Abbiamo realizzato, alla fine di luglio, Tana un workshop di autocostruzione, sull’abitare sostenibile, per la realizzazione e sperimentazione di rifugi temporanei e biodegradabili nel Parco dei Paduli.
Il laboratorio Moving landscape entrerà nella seconda fase con l’arrivo di quattro artisti internazionali che proporranno delle ricerche sul territorio, anche nelle Terre Estreme si continuerà l’indagine invitando nuovi artisti per un art extreme land camp.
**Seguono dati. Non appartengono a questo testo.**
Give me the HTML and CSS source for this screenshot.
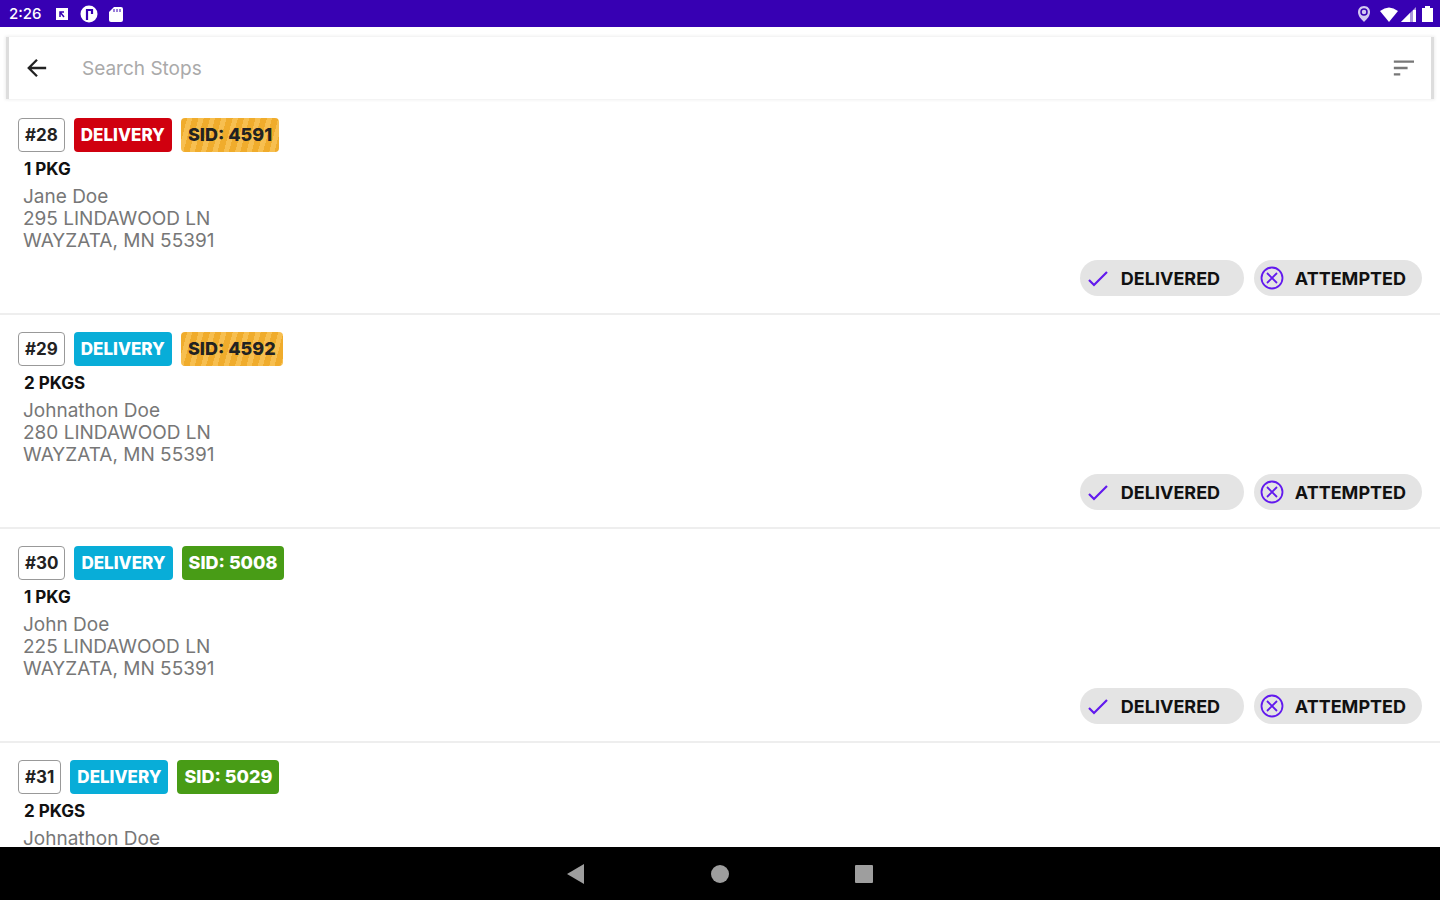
FILE: index.html
```html
<!doctype html>
<html lang="en">
<head>
<meta charset="UTF-8">
<meta name="viewport" content="width=device-width, initial-scale=1">
<title>Stops</title>
<link rel="stylesheet" href="styles.css">
</head>
<body>
<svg class="symbols" aria-hidden="true">
<symbol id="check" viewBox="0 0 24 24"><path d="M3 14l5 5L21 6" fill="none" stroke="currentColor" stroke-width="2.2"/></symbol>
<symbol id="cross" viewBox="0 0 24 24"><circle cx="12" cy="12" r="10.5" fill="none" stroke="currentColor" stroke-width="1.8"/><path d="M7 7l10 10M17 7L7 17" fill="none" stroke="currentColor" stroke-width="1.8"/></symbol>
</svg>

<div class="status-bar">
<span class="clock">2:26</span>
<svg class="status-icon" viewBox="0 0 18 18"><path d="M3 3h12v12H3z" fill="#fff"/><path d="M7 12V7h4M7 7l4 5" fill="none" stroke="#3700b3" stroke-width="1.5"/></svg>
<svg class="status-icon" viewBox="0 0 18 18"><circle cx="9" cy="9" r="8.5" fill="#fff"/><path d="M7 4v11M7 5h5v4" fill="none" stroke="#3700b3" stroke-width="2.2"/></svg>
<svg class="status-icon" viewBox="0 0 18 18"><path d="M7 2h7q2 0 2 2v11q0 2-2 2H4q-2 0-2-2V7z" fill="#fff"/><path d="M7 4v3M10 4v3M13 4v3" stroke="#3700b3" stroke-width="1"/></svg>
<div class="status-right">
<svg class="status-icon location" viewBox="0 0 18 18"><path d="M9 1c4 0 6 3 6 6 0 4-3 7-6 10C6 14 3 11 3 7c0-3 2-6 6-6z" fill="#d3c8f0"/><circle cx="9" cy="7" r="3" fill="none" stroke="#3700b3" stroke-width="1.5"/></svg>
<svg class="status-icon" viewBox="0 0 18 18"><path d="M9 17L0 6q9-7 18 0z" fill="#fff"/></svg>
<svg class="status-icon" viewBox="0 0 18 18"><path d="M17 2v15H2z" fill="#a996dc"/><path d="M11 8v9H2zM14 5h3v12h-3z" fill="#fff"/></svg>
<svg class="status-icon" viewBox="0 0 18 18"><path d="M7 1h5v2h3v14H4V3h3z" fill="#fff"/></svg>
</div>
</div>

<form class="search">
<button class="icon-button" type="button" aria-label="Back"><svg viewBox="0 0 24 24"><path d="M22 12H4M12 3l-9 9 9 9" fill="none" stroke="#222" stroke-width="2.5"/></svg></button>
<input type="text" placeholder="Search Stops" aria-label="Search Stops">
<button class="icon-button sort" type="button" aria-label="Sort"><svg viewBox="0 0 24 24"><path d="M2 5h22M2 12h15M2 19h7" stroke="#777" stroke-width="2.5"/></svg></button>
</form>

<main class="stops">
<article class="stop">
<div class="tags"><span class="tag number">#28</span><span class="tag red">DELIVERY</span><span class="tag sid amber">SID: 4591</span></div>
<div class="packages">1 PKG</div>
<address>Jane Doe<br>295 LINDAWOOD LN<br>WAYZATA, MN 55391</address>
<div class="actions">
<button class="chip" type="button"><svg><use href="#check"/></svg>DELIVERED</button>
<button class="chip" type="button"><svg><use href="#cross"/></svg>ATTEMPTED</button>
</div>
</article>

<article class="stop">
<div class="tags"><span class="tag number">#29</span><span class="tag blue">DELIVERY</span><span class="tag sid amber">SID: 4592</span></div>
<div class="packages">2 PKGS</div>
<address>Johnathon Doe<br>280 LINDAWOOD LN<br>WAYZATA, MN 55391</address>
<div class="actions">
<button class="chip" type="button"><svg><use href="#check"/></svg>DELIVERED</button>
<button class="chip" type="button"><svg><use href="#cross"/></svg>ATTEMPTED</button>
</div>
</article>

<article class="stop">
<div class="tags"><span class="tag number">#30</span><span class="tag blue">DELIVERY</span><span class="tag sid green">SID: 5008</span></div>
<div class="packages">1 PKG</div>
<address>John Doe<br>225 LINDAWOOD LN<br>WAYZATA, MN 55391</address>
<div class="actions">
<button class="chip" type="button"><svg><use href="#check"/></svg>DELIVERED</button>
<button class="chip" type="button"><svg><use href="#cross"/></svg>ATTEMPTED</button>
</div>
</article>

<article class="stop">
<div class="tags"><span class="tag number">#31</span><span class="tag blue">DELIVERY</span><span class="tag sid green">SID: 5029</span></div>
<div class="packages">2 PKGS</div>
<address>Johnathon Doe</address>
</article>
</main>

<nav class="nav-bar">
<button type="button" aria-label="Back"><svg viewBox="0 0 20 20"><path d="M1 10L18 0v20z"/></svg></button>
<button type="button" aria-label="Home"><svg viewBox="0 0 20 20"><circle cx="10" cy="10" r="9"/></svg></button>
<button type="button" aria-label="Recent apps"><svg viewBox="0 0 20 20"><rect x="1" y="1" width="18" height="18" rx="1"/></svg></button>
</nav>
</body>
</html>
```
FILE: styles.css
```css
* {
	box-sizing: border-box;
}

body {
	display: flex;
	flex-direction: column;
	height: 100vh;
	margin: 0;
	background: #fff;
	color: #111;
	font-family: Inter, sans-serif;
	font-size: 19px;
}

button {
	padding: 0;
	border: 0;
	background: none;
	color: inherit;
	font: inherit;
}

.symbols {
	display: none;
}

/* status bar */
.status-bar {
	display: flex;
	align-items: center;
	flex: none;
	gap: 9px;
	height: 27px;
	padding: 0 4px 0 9px;
	background: #3700b3;
	color: #fff;
}

.clock {
	margin-right: 3px;
	font-size: 15px;
	font-weight: 500;
}

.status-icon {
	width: 18px;
	height: 18px;
}

.status-right {
	display: flex;
	align-items: center;
	gap: 1px;
	margin-left: auto;
}

.location {
	margin-right: 6px;
}

/* search */
.search {
	display: flex;
	align-items: center;
	flex: none;
	height: 62px;
	margin: 38px 6px 0;
	margin-top: 10px;
	padding: 0 17px;
	border: solid #ddd;
	border-width: 0 3px;
	box-shadow: 0 0 3px 1px #eee;
}

.icon-button {
	width: 22px;
	height: 22px;
}

.icon-button svg {
	display: block;
	width: 100%;
	height: 100%;
}

.search input {
	flex: 1;
	min-width: 0;
	margin: 0 32px 0 34px;
	padding: 0;
	border: 0;
	outline: 0;
	background: none;
	font: inherit;
}

.search input::placeholder {
	color: #aaa;
}

/* stop list */
.stops {
	flex: 1;
	min-height: 0;
	overflow: hidden;
}

.stop {
	padding: 17px 18px;
	border-bottom: 2px solid #eee;
}

.stop:first-child {
	padding-top: 19px;
}

.tags {
	display: flex;
	gap: 9px;
}

.tag {
	padding: 0 7px;
	border-radius: 4px;
	color: #fff;
	font-size: 17px;
	font-weight: 800;
	line-height: 34px;
}

.number {
	border: 1px solid #999;
	padding: 0 6px;
	color: #222;
	font-weight: 700;
	line-height: 32px;
}

.sid {
	font-size: 18px;
}

.red {
	background: #d0000f;
}

.blue {
	background: #08add8;
}

.green {
	background: #489c16;
}

.amber {
	background: repeating-linear-gradient(105deg, #f0ac2c 0 6px, #f7bf50 6px 11px);
	color: #222;
}

.packages {
	margin: 6px 6px;
	font-size: 17px;
	font-weight: 700;
	line-height: 22px;
}

address {
	margin: 0 5px;
	color: #777;
	font-style: normal;
	line-height: 22px;
}

.actions {
	display: flex;
	justify-content: flex-end;
	gap: 10px;
	margin-top: 8px;
}

.chip {
	display: flex;
	align-items: center;
	gap: 11px;
	min-width: 164px;
	height: 36px;
	padding: 0 16px 0 6px;
	border-radius: 18px;
	background: #e4e4e4;
	font-size: 18px;
	font-weight: 700;
}

.chip svg {
	width: 24px;
	height: 24px;
	color: #6219ee;
}

/* navigation bar */
.nav-bar {
	display: flex;
	justify-content: center;
	align-items: center;
	flex: none;
	gap: 124px;
	height: 53px;
	background: #000;
}

.nav-bar svg {
	display: block;
	width: 20px;
	height: 20px;
	fill: #9e9e9e;
}
```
Alle Manifatture knos arriveranno Wurmkos e rholing che operano nell'ambito dell'arte contemporanea con artisti con e senza disagio psichico; il regista Paolo Pisanelli costruirà insieme a persone non vedenti dei nuovi percorsi per conoscere la città di Lecce, partiranno dei laboratori aperti di fotografia e serigrafia, e i laboratori iniziati nel primo anno dovranno sviluppare delle azioni per realizzare la sostenibilità dei propri interventi.
Questo sarà il compito più arduo del progetto, far sì che quanto prodotto finora venga curato per poter generare nuove forze e azioni.